On average, the United States loses 17 people a year to leaks and explosions involving natural-gas pipelines. Statistically speaking, you are more likely to die from autoerotic asphyxiation (which causes around 600 deaths each year) or falling out of bed (around 450 people) than gas explosions. Even deaths by lightning strike are more common, with 26 fatalities in 2014. Aside from their contribution to climate change, most natural-gas leaks pose little threat. And, for that reason, the gas company generally lets them be.

No matter how much work we do to police them, there will be gas leaks for as long as there are gas lines. Even if the number of people surveying and repairing gas lines drastically increased in the next year, old leaks would still persist and new ones would still appear. Much of our infrastructure is designed to channel substances that we can’t fully control: Water eats away at pipes, sewage clogs and bursts them, and gas inevitably escapes. This is what Andrew Pickering, a sociologist of science, described as the “dance of agency” between humans and the broader material world: To assume that we can fully control this world, he argued, is at best naïve, and at worst dangerous.

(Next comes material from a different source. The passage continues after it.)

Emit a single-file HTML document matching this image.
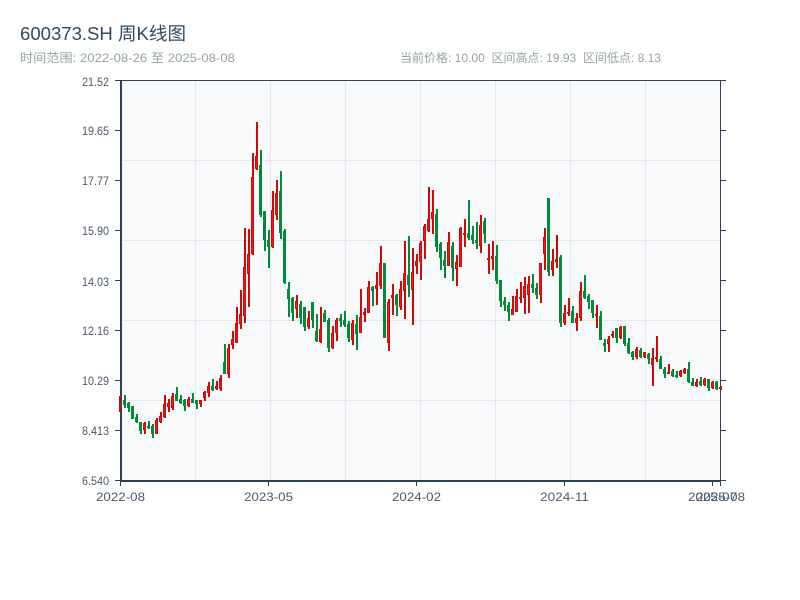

The people who check leaks for a living are not particularly easy to control, either. To be alone for eight hours a day in search of gas leaks is not easy. Some of my co-workers snoozed in their cars during the early morning hours of a shift; I was guilty of the occasional catnap on a rainy day during regular work hours. I even left early on more occasions than I would like to admit, leaving the route unfinished for the day. On my worst days, I stopped caring whether I was even covering the lines at all. It wasn’t just the monotony of the job that eventually got to me. It was the futility: the knowledge that the vast majority of the leaks would never be repaired and would continue leaking indefinitely.

It didn’t take long for the untamable nature of gas leaks to strip me of the false impression that doing my job meant chipping away at a problem, that each day of work meant we were that much closer to solving it. Tracking leaks was a reminder that our creations—from high-rise condominiums to topiary gardens to gas pipelines—are not just ours: They belong to a much broader world that is often well beyond our control, even when we try to pretend otherwise.